By Danny Aramouni, a sophomore molecular biology/biochemistry and Bible and religion major from Manhattan, Kansas
Scripture: Romans 4:1-5, 13-17 (NRSV)
When I read passages of Scripture such as today’s reading from Romans, I must admit that I have a knee-jerk reaction. Writings such as this can be and are used to justify lives of complacency with the idea that, if we are saved by faith and grace alone - the sola fide and sola gratia of the Reformation - then we need not take seriously Jesus’ calls to work for justice, to rehearse the coming of the Reign of God. Like Dietrich Bonhoeffer, the theologian known for his resistance to the Nazis, the idea of “cheap grace” makes me profoundly uncomfortable. No, it would be unfaithful to Christ to use the cross as an excuse for inaction.
James the Just, the brother of Jesus, has a similarly strong reaction to Paul’s focus on faith in Romans. Indeed, in James 2:14-26 he uses the same example that Paul uses to make his point - the example of Abraham. James even seems angry at Paul: “Do you want to be shown, you senseless person, that faith apart from works is barren?” (2:20) James proceeds to argue that faith is incomplete without works; truly, that faith without works is dead.

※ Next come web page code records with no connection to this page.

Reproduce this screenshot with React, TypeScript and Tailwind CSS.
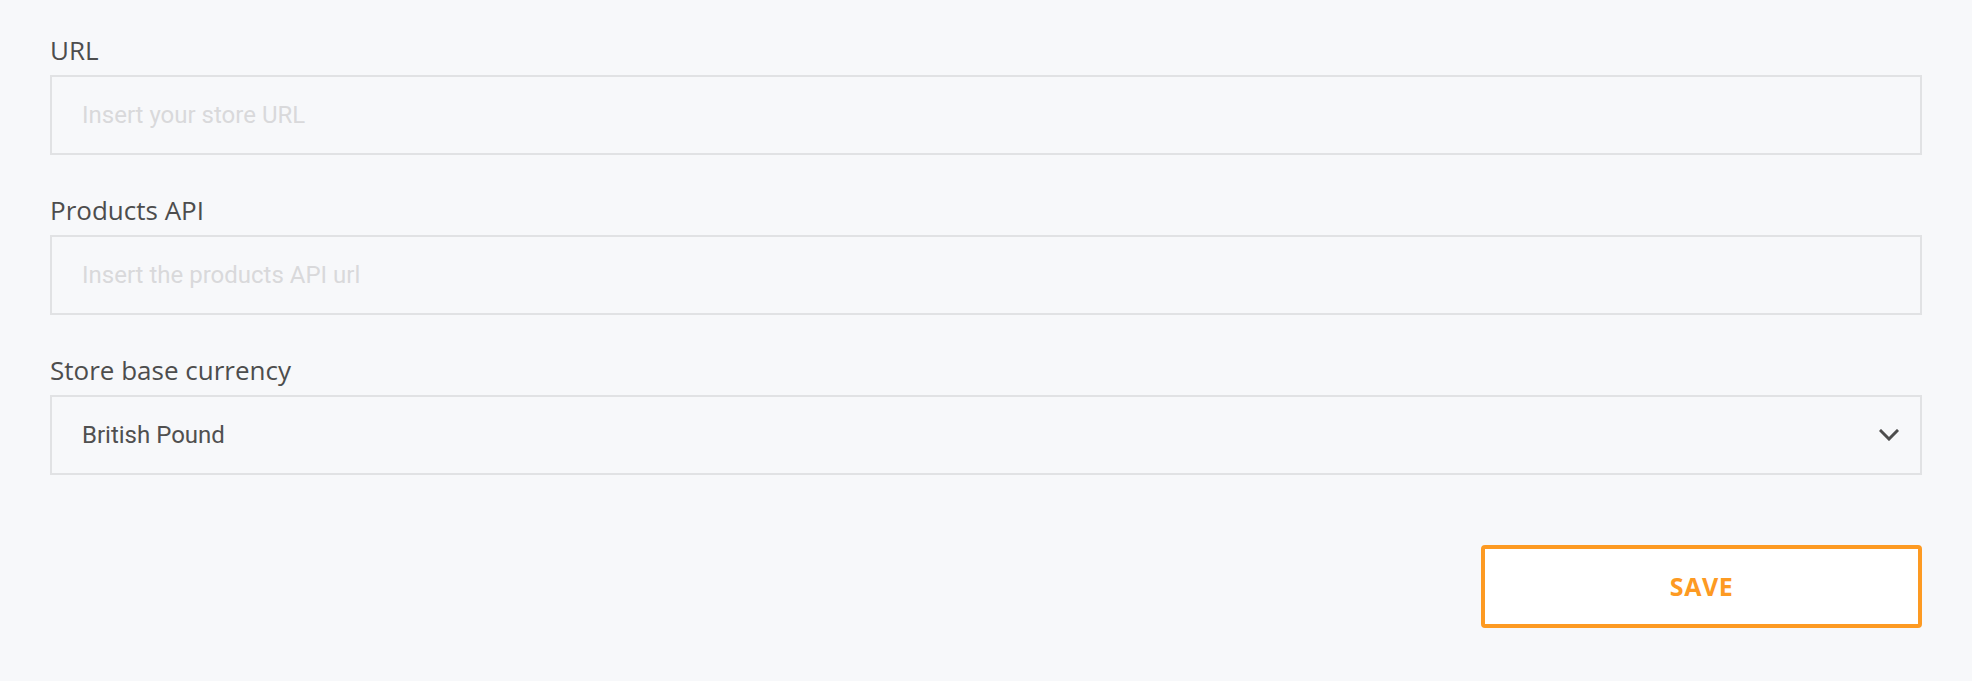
import React from "react";

const fields = [
  { label: "URL", placeholder: "Insert your store URL" },
  { label: "Products API", placeholder: "Insert the products API url" },
];

function Label({ children }: { children: React.ReactNode }) {
  return (
    <div className="h-[30px] text-[26px] leading-[30px] text-[#4d4d4d] font-['Open_Sans',sans-serif] mb-[10px]">
      {children}
    </div>
  );
}

export default function App() {
  return (
    <div className="w-full min-h-screen bg-[#f7f8fa] px-[50px] pt-[35px] pb-[52px]">
      <div className="flex flex-col gap-10">
        {fields.map((f) => (
          <div key={f.label}>
            <Label>{f.label}</Label>
            <input
              type="text"
              placeholder={f.placeholder}
              className="block w-full h-[80px] border-2 border-[#e1e2e4] bg-[#f7f8fa] px-[30px] text-[24px] text-[#4d4d4d] font-['Roboto',sans-serif] placeholder:text-[#d9d9db] outline-none"
            />
          </div>
        ))}
        <div>
          <Label>Store base currency</Label>
          <div className="flex items-center justify-between w-full h-[80px] border-2 border-[#e1e2e4] bg-[#f7f8fa] pl-[30px] pr-[21px]">
            <span className="text-[24px] font-normal text-[#505050] font-['Roboto',sans-serif]">
              British Pound
            </span>
            <svg width="20" height="12" viewBox="0 0 20 12" fill="none">
              <path d="M2 2 L10 10 L18 2" stroke="#4d4d4d" strokeWidth="3" strokeLinecap="square" />
            </svg>
          </div>
        </div>
      </div>
      <div className="flex justify-end mt-[70px]">
        <button className="w-[441px] h-[83px] bg-white border-[4px] border-[#fd9a22] rounded-[4px] text-[#fd9a22] text-[25px] font-bold tracking-[0.5px] font-['Open_Sans',sans-serif]">
          SAVE
        </button>
      </div>
    </div>
  );
}
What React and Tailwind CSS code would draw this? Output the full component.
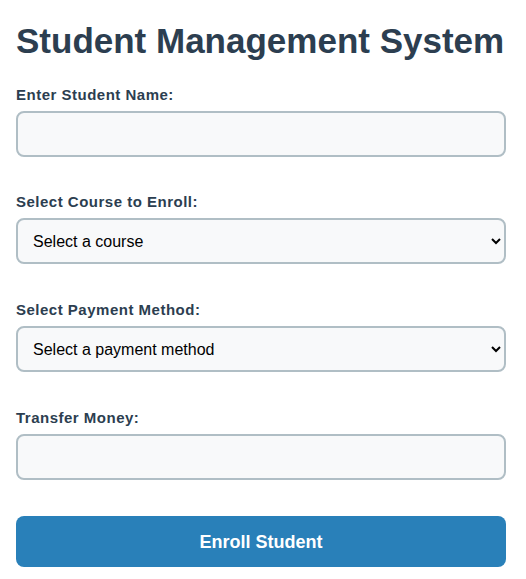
export default function App() {
  const inputClass =
    'w-full h-[46px] rounded-lg border-2 border-[#b0bec5] bg-[#f8f9fa] px-[15px] text-base text-black outline-none';
  const selectClass =
    'w-full h-[46px] rounded-lg border-2 border-[#b0bec5] bg-[#f8f9fa] pl-[11px] pr-[6px] text-base text-black outline-none';
  const labelClass = 'block text-[15px] leading-5 font-bold tracking-[0.5px] text-[#2c3e50] mb-1.5';

  return (
    <div className="min-h-screen bg-white pl-4 pr-5 pt-[20px] font-['Liberation_Sans',Arial,sans-serif]">
      <h1 className="text-[35px] font-bold leading-[41px] text-[#2c3e50]">Student Management System</h1>

      <form className="mt-[24px]">
        <label className={labelClass}>Enter Student Name:</label>
        <input type="text" className={inputClass} />

        <label className={`${labelClass} mt-[35px]`}>Select Course to Enroll:</label>
        <select className={selectClass} defaultValue="">
          <option value="">Select a course</option>
          <option value="math">Mathematics</option>
          <option value="cs">Computer Science</option>
        </select>

        <label className={`${labelClass} mt-[36px]`}>Select Payment Method:</label>
        <select className={selectClass} defaultValue="">
          <option value="">Select a payment method</option>
          <option value="card">Credit Card</option>
          <option value="bank">Bank Transfer</option>
        </select>

        <label className={`${labelClass} mt-[36px]`}>Transfer Money:</label>
        <input type="text" className={inputClass} />

        <button
          type="button"
          className="mt-[36px] w-full h-[51px] rounded-lg bg-[#2980b9] text-lg font-bold text-white"
        >
          Enroll Student
        </button>
      </form>
    </div>
  );
}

Dialogues, or perhaps debates, such as this one within the Bible increase my sense of wonder at the wisdom contained in the conversation among those who seek God - a conversation into which we are invited. No one party ever has a monopoly on Truth. It is with this sense of wonder that I accept neither a sedating grace, nor a self-bestowed grace, but a “costly grace” that simultaneously comforts, discomforts and calls us to follow the Incarnate God.
Scripture: Romans 4:1-5, 13-17 (NRSV)
What then are we to say was gained by Abraham, our ancestor according to the flesh? 2For if Abraham was justified by works, he has something to boast about, but not before God. 3For what does the scripture say? Abraham believed God, and it was reckoned to him as righteousness. 4Now to one who works, wages are not reckoned as a gift but as something due. 5But to one who without works trusts him who justifies the ungodly, such faith is reckoned as righteousness. 13For the promise that he would inherit the world did not come to Abraham or to his descendants through the law but through the righteousness of faith. 14If it is the adherents of the law who are to be the heirs, faith is null and the promise is void. 15For the law brings wrath; but where there is no law, neither is there violation. 16For this reason it depends on faith, in order that the promise may rest on grace and be guaranteed to all his descendants, not only to the adherents of the law but also to those who share the faith of Abraham (for he is the father of all of us,
17as it is written, I have made you the father of many nations) in the presence of the God in whom he believed, who gives life to the dead and calls into existence the things that do not exist.